**Source excerpt**
-=-=-
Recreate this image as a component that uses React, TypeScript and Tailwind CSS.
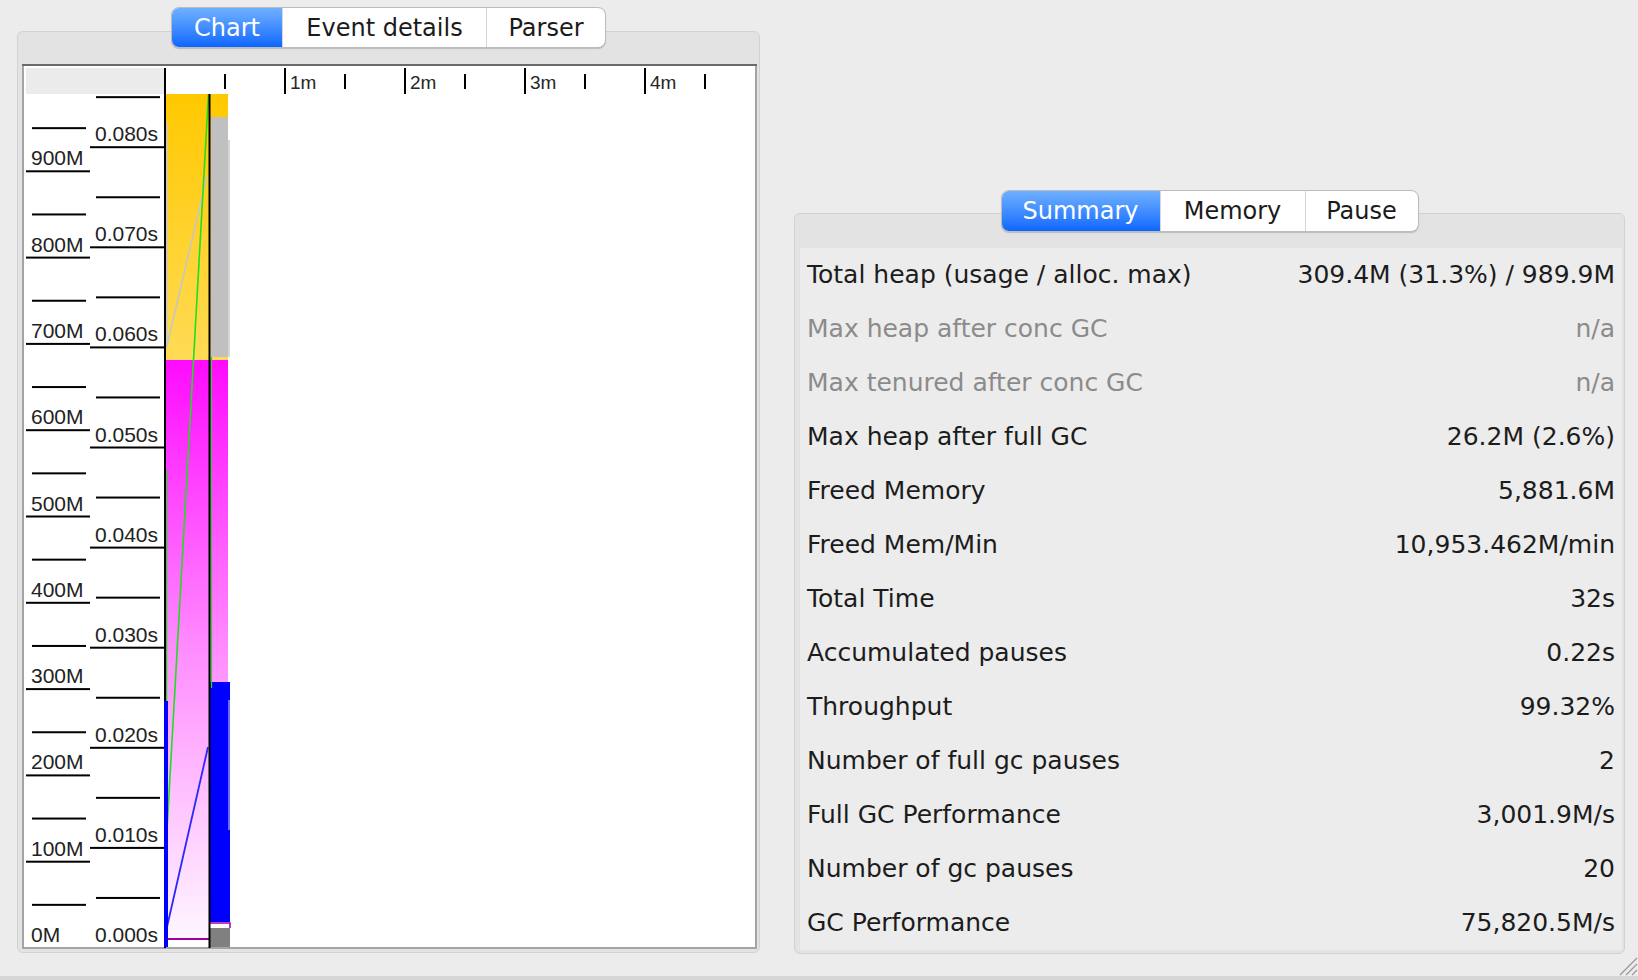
import React from 'react';

type Tab = { label: string; w: string; active?: boolean };

const font = { fontFamily: '"DejaVu Sans", "Liberation Sans", sans-serif' };

const TabBar: React.FC<{ tabs: Tab[]; h: string }> = ({ tabs, h }) => (
  <div
    className={`relative z-10 flex ${h} rounded-[8px] border border-[#bcbcbc] bg-white shadow-[0_1px_1px_rgba(0,0,0,0.18)] overflow-hidden`}
  >
    {tabs.map((t, i) => (
      <div
        key={t.label}
        className={`${t.w} flex items-center justify-center text-[24px] ${
          t.active
            ? 'bg-gradient-to-b from-[#6fb0ff] to-[#0b66ff] text-white'
            : 'text-[#1b1b1b]'
        } ${i > 0 ? 'border-l border-[#d6d6d6]' : ''}`}
      >
        {t.label}
      </div>
    ))}
  </div>
);

const MB = 86.3;
const SEC = 100.1;
const BOTTOM = 948;

const GcChart: React.FC = () => {
  const mem = Array.from({ length: 10 }, (_, i) => i);
  const time = Array.from({ length: 9 }, (_, i) => i);
  const majors = [285, 405, 525, 645];
  const minors = [225, 345, 465, 585, 705];
  return (
    <svg width={735} height={885} className="block">
      <defs>
        <linearGradient id="yel" x1="0" y1="0" x2="0" y2="1">
          <stop offset="0" stopColor="#ffc800" />
          <stop offset="1" stopColor="#ffdb55" />
        </linearGradient>
        <linearGradient id="mag" x1="0" y1="0" x2="0" y2="1">
          <stop offset="0" stopColor="#ff0aff" />
          <stop offset="0.5" stopColor="#ff8cff" />
          <stop offset="1" stopColor="#fff6ff" />
        </linearGradient>
      </defs>
      <g transform="translate(-22,-64)" fontFamily='"Liberation Sans", Arial, sans-serif'>
        {/* frame */}
        <rect x={22} y={64} width={735} height={885} fill="#a4a4a4" />
        <rect x={24} y={66} width={731} height={881} fill="#ffffff" />
        <rect x={22} y={64} width={735} height={2} fill="#6a6a6a" />
        <rect x={26} y={68} width={138} height={26} fill="#ebebeb" />

        {/* time header */}
        {majors.map((x, i) => (
          <g key={x}>
            <rect x={x - 1} y={68} width={2} height={26} fill="#000" />
            <text x={x + 5} y={88.5} fontSize={19} fill="#262626">
              {i + 1}m
            </text>
          </g>
        ))}
        {minors.map((x) => (
          <rect key={x} x={x - 1} y={74} width={2} height={15} fill="#000" />
        ))}

        {/* memory axis */}
        {mem.map((m) => {
          const y = BOTTOM - m * MB;
          const yh = BOTTOM - (m + 0.5) * MB;
          return (
            <g key={m}>
              {m > 0 && <rect x={26} y={y - 1} width={64} height={2} fill="#000" />}
              <rect x={32} y={yh - 1} width={54} height={2} fill="#000" />
              <text x={31} y={y - 6} fontSize={21} fill="#222">
                {m * 100}M
              </text>
            </g>
          );
        })}

        {/* time axis */}
        {time.map((k) => {
          const y = BOTTOM - k * SEC;
          const yh = BOTTOM - (k + 0.5) * SEC;
          return (
            <g key={k}>
              {k > 0 && <rect x={90} y={y - 1} width={74} height={2} fill="#000" />}
              <rect x={96} y={yh - 1} width={64} height={2} fill="#000" />
              <text x={95} y={y - 6} fontSize={21} fill="#222">
                {`0.0${k}0s`}
              </text>
            </g>
          );
        })}

        {/* data */}
        <rect x={166} y={94} width={62} height={266} fill="url(#yel)" />
        <rect x={166} y={360} width={62} height={579} fill="url(#mag)" />
        <rect x={211} y={117} width={17} height={240} fill="#c0c0c0" />
        <rect x={228} y={140} width={2} height={217} fill="#d6d6d6" />
        <rect x={210} y={682} width={20} height={240} fill="#0000ff" />
        <rect x={228} y={700} width={2} height={130} fill="#6b6bff" />
        <rect x={210} y={922} width={20} height={6} fill="#ffffff" />
        <rect x={210} y={928} width={20} height={19} fill="#808080" />
        <polyline points="210,923 230,923 230,928" fill="none" stroke="#a000a0" strokeWidth={1.5} />
        <rect x={166} y={938} width={43} height={2} fill="#a000a0" />

        <line x1={167} y1={123} x2={167} y2={347} stroke="#c8c8c8" strokeWidth={1.5} />
        <line x1={206.7} y1={177} x2={166.7} y2={347} stroke="#c6c6c6" strokeWidth={1.6} />
        <line x1={208.5} y1={94} x2={167} y2={830} stroke="#1fe01f" strokeWidth={1.6} />
        <line x1={166.5} y1={470} x2={166.5} y2={702} stroke="#30d030" strokeWidth={1.5} />
        <line x1={211.5} y1={357} x2={211.5} y2={688} stroke="#30d030" strokeWidth={1.3} />
        <line x1={167} y1={927} x2={208} y2={747} stroke="#2828ff" strokeWidth={1.8} />

        {/* axis lines */}
        <rect x={164} y={68} width={2} height={880} fill="#000" />
        <rect x={208.5} y={94} width={2} height={854} fill="#000" />
        <rect x={164} y={701} width={4} height={246} fill="#0000ff" />
      </g>
    </svg>
  );
};

const rows: { label: string; value: string; muted?: boolean }[] = [
  { label: 'Total heap (usage / alloc. max)', value: '309.4M (31.3%) / 989.9M' },
  { label: 'Max heap after conc GC', value: 'n/a', muted: true },
  { label: 'Max tenured after conc GC', value: 'n/a', muted: true },
  { label: 'Max heap after full GC', value: '26.2M (2.6%)' },
  { label: 'Freed Memory', value: '5,881.6M' },
  { label: 'Freed Mem/Min', value: '10,953.462M/min' },
  { label: 'Total Time', value: '32s' },
  { label: 'Accumulated pauses', value: '0.22s' },
  { label: 'Throughput', value: '99.32%' },
  { label: 'Number of full gc pauses', value: '2' },
  { label: 'Full GC Performance', value: '3,001.9M/s' },
  { label: 'Number of gc pauses', value: '20' },
  { label: 'GC Performance', value: '75,820.5M/s' },
];

const App: React.FC = () => {
  return (
    <div className="w-[1638px] h-[980px] bg-[#ececec] flex flex-col overflow-hidden relative" style={font}>
      <div className="h-[976px] flex">
        {/* left: chart */}
        <div className="ml-[17px] w-[743px] flex flex-col items-center pt-[7px]">
          <TabBar
            h="h-[41px]"
            tabs={[
              { label: 'Chart', w: 'w-[110px]', active: true },
              { label: 'Event details', w: 'w-[204px]' },
              { label: 'Parser', w: 'w-[119px]' },
            ]}
          />
          <div className="-mt-[17px] w-[743px] h-[922px] rounded-[6px] border border-[#d2d2d2] bg-[#e3e3e3] pt-[32px] pl-[4px] pr-[2px] pb-[3px]">
            <GcChart />
          </div>
        </div>

        {/* right: summary */}
        <div className="ml-[34px] w-[831px] flex flex-col items-center pt-[190px]">
          <TabBar
            h="h-[42px]"
            tabs={[
              { label: 'Summary', w: 'w-[158px]', active: true },
              { label: 'Memory', w: 'w-[145px]' },
              { label: 'Pause', w: 'w-[113px]' },
            ]}
          />
          <div className="-mt-[19px] w-[831px] h-[741px] rounded-[6px] border border-[#d2d2d2] bg-[#e3e3e3] pt-[34px] pl-[5px] pr-[2px] pb-[3px]">
            <div className="w-[822px] h-[702px] bg-[#ececec] flex flex-col">
              {rows.map((r) => (
                <div
                  key={r.label}
                  className={`h-[54px] flex items-center justify-between pl-[7px] pr-[7px] text-[25px] ${
                    r.muted ? 'text-[#8b8b8b]' : 'text-[#1c1c1c]'
                  }`}
                >
                  <span>{r.label}</span>
                  <span>{r.value}</span>
                </div>
              ))}
            </div>
          </div>
        </div>
      </div>
      <div className="h-[4px] bg-[#d6d6d6]" />
      <svg className="absolute right-0 bottom-[4px]" width={20} height={20}>
        <line x1={2} y1={19} x2={19} y2={2} stroke="#9a9a9a" strokeWidth={1.2} />
        <line x1={8} y1={19} x2={19} y2={8} stroke="#9a9a9a" strokeWidth={1.2} />
        <line x1={14} y1={19} x2={19} y2={14} stroke="#9a9a9a" strokeWidth={1.2} />
      </svg>
    </div>
  );
};

export default App;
-=-=-
**Work required**
Please restate the material above line by line, exactly, beginning at its first line and ending with the line that contains "const BOTTOM = 948;", without any pictures.

**Answer to this task**
Recreate this image as a component that uses React, TypeScript and Tailwind CSS.
import React from 'react';

type Tab = { label: string; w: string; active?: boolean };

const font = { fontFamily: '"DejaVu Sans", "Liberation Sans", sans-serif' };

const TabBar: React.FC<{ tabs: Tab[]; h: string }> = ({ tabs, h }) => (
  <div
    className={`relative z-10 flex ${h} rounded-[8px] border border-[#bcbcbc] bg-white shadow-[0_1px_1px_rgba(0,0,0,0.18)] overflow-hidden`}
  >
    {tabs.map((t, i) => (
      <div
        key={t.label}
        className={`${t.w} flex items-center justify-center text-[24px] ${
          t.active
            ? 'bg-gradient-to-b from-[#6fb0ff] to-[#0b66ff] text-white'
            : 'text-[#1b1b1b]'
        } ${i > 0 ? 'border-l border-[#d6d6d6]' : ''}`}
      >
        {t.label}
      </div>
    ))}
  </div>
);

const MB = 86.3;
const SEC = 100.1;
const BOTTOM = 948;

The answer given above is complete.